A. ひとつまたはそれ以上の随意運動、または感覚機能の変化の症状。
B. その症状と、認められる神経疾患または医学的疾患とが適合しないことを裏づける臨床的所見がある。
C. その症状または欠損は、他の医学的疾患や精神疾患ではうまく説明されない。
D. その症状または欠損は、臨床的に意味のある苦痛,または社会的、職業的、または他の重要な領域における機能の障害を引き起こしているか、または医学的な評価を必要としている。
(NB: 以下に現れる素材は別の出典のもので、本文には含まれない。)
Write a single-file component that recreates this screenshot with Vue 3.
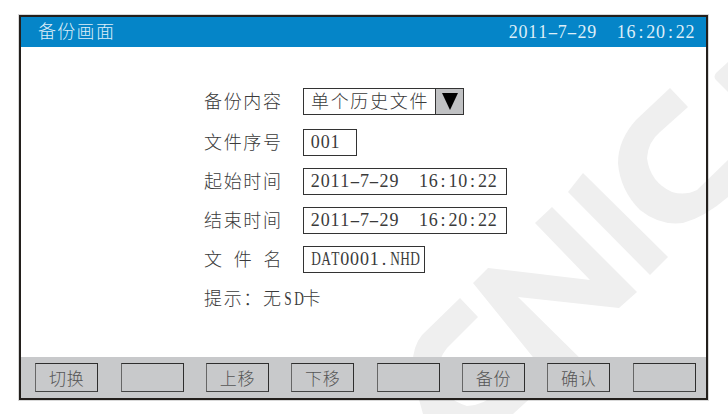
<script setup>
const rows = [
  { label: '文件序号', value: '001', cls: 'w-num' },
  { label: '起始时间', value: '2011-7-29  16:10:22', cls: 'w-time' },
  { label: '结束时间', value: '2011-7-29  16:20:22', cls: 'w-time' },
  { label: '文 件 名', value: 'DAT0001.NHD', cls: 'w-file' }
]
const keys = ['切换', '', '上移', '下移', '', '备份', '确认', '']

// The display's latin text is half-width: every character sits in one fixed cell.
const cellClass = (c) => {
  if (c === '-') return 'cell dash'
  if (c >= 'A' && c <= 'Z') return 'cell cap'
  return 'cell'
}
const cells = (text) => [...text].map((c) => ({ c, cls: cellClass(c) }))
</script>

<template>
  <div class="page">
    <svg class="mark" width="728" height="414" viewBox="0 0 728 414" aria-hidden="true">
      <g fill="#efefef">
        <path d="M583 173 L668 257 L650 275 L568 192 Z" />
        <path d="M552 207 L637 292 L619 308 L518 297 L593 371 L566 398 L473 283 L488 268 L590 280 L535 223 Z" />
        <path d="M460 298 L478 317 L447 348 Q436 362 438 378 Q442 398 467 406 Q485 405 497 392 L520 366 L548 382 L513 414 L423 414 L415 385 Q408 352 422 335 Z" />
        <path d="M670 88 L636 120 Q618 140 618 163 Q620 190 640 210 Q660 226 683 223 Q705 217 728 197 L728 160 L697 190 Q685 196 672 192 Q650 182 647 158 Q648 142 660 132 L688 107 Z" />
        <path d="M728 62 L716 73 Q713 77 716 80 L728 92 Z" />
      </g>
    </svg>
    <div class="frame">
      <header class="title">
        <span class="title-name">备份画面</span>
        <span class="title-clock"><span v-for="(x, i) in cells('2011-7-29  16:20:22')" :key="i" :class="x.cls">{{ x.c }}</span></span>
      </header>
      <main class="body">
        <div class="row first">
          <span class="label">备份内容</span>
          <div class="select">
            <span class="select-text">单个历史文件</span>
            <span class="select-btn"><i class="tri"></i></span>
          </div>
        </div>
        <div v-for="r in rows" :key="r.label" class="row">
          <span class="label">{{ r.label }}</span>
          <span class="field" :class="r.cls"><span v-for="(x, i) in cells(r.value)" :key="i" :class="x.cls">{{ x.c }}</span></span>
        </div>
        <div class="row hint"><span class="hint-text">提示&#xFF1A;无<span v-for="(x, i) in cells('SD')" :key="i" :class="x.cls">{{ x.c }}</span>卡</span></div>
      </main>
      <footer class="keys">
        <button v-for="(k, i) in keys" :key="i" class="key" type="button">{{ k }}</button>
      </footer>
    </div>
  </div>
</template>

<style>
html, body { margin: 0; background: #fff; }
</style>

<style scoped>
.page {
  position: relative;
  width: 728px;
  height: 414px;
  overflow: hidden;
  background: #fff;
  padding: 15px 20px 14px 19px;
  box-sizing: border-box;
  font-family: "Liberation Serif", "Noto Sans CJK SC", serif;
  font-weight: 300;
  color: #3a3a3a;
}
.mark { position: absolute; left: 0; top: 0; }
.frame {
  position: relative;
  height: 385px;
  box-sizing: border-box;
  border: 2px solid #231f1c;
  box-shadow: 0 0 0 1px rgba(0, 0, 0, 0.15);
  display: flex;
  flex-direction: column;
}
.title {
  height: 30px;
  flex: none;
  background: #0585c8;
  color: #dceef8;
  font-size: 18px;
  line-height: 30px;
  display: flex;
  justify-content: space-between;
  padding: 0 11px 0 17px;
}
.title-name { letter-spacing: 1.3px; }
.title-clock { white-space: pre; }
.cell {
  display: inline-block;
  width: 9.84px;
  text-align: center;
  white-space: pre;
  font-family: "Liberation Serif", serif;
  font-size: 18px;
  letter-spacing: 0;
}
.dash { transform: scaleX(1.8); }
.cap { transform: scaleX(0.74); }
.body {
  flex: 1;
  padding: 41px 0 0 183px;
}
.row {
  display: flex;
  align-items: center;
  height: 27px;
  margin-bottom: 12px;
  font-size: 18px;
  letter-spacing: 1.68px;
}
.first { margin-bottom: 14px; }
.label,
.select-text,
.hint-text {
  font-family: "Noto Sans CJK SC", sans-serif;
  line-height: 25px;
}
.label { width: 99px; flex: none; word-spacing: 4.4px; padding-bottom: 3px; }
.select {
  display: flex;
  width: 161px;
  height: 27px;
  box-sizing: border-box;
  border: 1px solid #333;
}
.select-text { flex: 1; padding-left: 7px; margin-top: -1px; }
.select-btn {
  width: 27px;
  background: #c0c1c3;
  border-left: 1px solid #333;
  display: flex;
  align-items: center;
  justify-content: center;
}
.tri {
  width: 0;
  height: 0;
  border-left: 8px solid transparent;
  border-right: 8px solid transparent;
  border-top: 17px solid #000;
}
.field {
  height: 27px;
  box-sizing: border-box;
  border: 1px solid #333;
  padding-left: 6.4px;
  line-height: 25px;
  white-space: pre;
  letter-spacing: 0;
}
.w-num { width: 54px; }
.w-time { width: 204px; }
.w-file { width: 122px; }
.keys {
  height: 41px;
  flex: none;
  background: #c8c9cb;
  display: flex;
  gap: 22.33px;
  padding: 6px 0 0 14.3px;
  box-sizing: border-box;
}
.key {
  width: 63px;
  height: 29px;
  box-sizing: border-box;
  border: 1px solid;
  border-color: #2e2e2e #2e2e2e #444 #666;
  background: #c8c9cb;
  padding: 0;
  font-family: "Noto Sans CJK SC", sans-serif;
  font-weight: 300;
  font-size: 17px;
  letter-spacing: 0.8px;
  color: #555;
}
</style>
また本症は以下のいずれの症状を伴うかにより、それぞれの型に特定される。それらの症状とは、脱力または麻痺、異常運動、嚥下症状、発話症状、発作またはけいれん、知覚され麻痺または感覚脱失、特別な感覚症状、混合症状である。また心理的ストレスを伴うかどうかも特定する必要がある。


診断に関連する特徴

従来は疾病利得や症状への無関心さがみられることが本症の特徴とされてきたが、これらの存在は本症に特異的ではなく、これらを診断基準とすることが本症への偏見につながるとの懸念から、DSM-5やICD-11では診断基準から省かれるに至っている。発症に際しては心理的要因がみられる場合が多いが、本症の診断に必須ではない。
  変換症の発症は二十代、三十代を中心とするあらゆる年齢層に見られる。発症が急激で持続期間が短いほど予後がいいが、再発もまた多い。
 性差は女性に二倍多いとされる。また男性の場合、職業上の何らかの事故が発症に関連していることが多いという報告もある。子どもにおける症状としては、歩行困難やけいれん発作が最もしばしばみられ、その背景にいじめや学校ないし家庭におけるストレス等がみられることが多い。

鑑別診断

上記の診断基準に見られるとおり、本症は神経疾患や内科的疾患の存在を疑わせるような様々な身体的な症状の形を取り得る可能性がある。そのために鑑別が難しく、症状が類似する身体疾患の除外も念入りに行われなくてはならない。ただし無論それらの身体疾患との併存もありうる。また解離症との合併も多く、解離性同一性症の場合はその人格の一つが示す症状ともなりうる。さらには醜形恐怖症、抑うつ障害、パニック症なども鑑別の対象となる。本症が疑われるものの、症状の偽装が明らかな場合は作為症ないしは詐病として診断されることになる。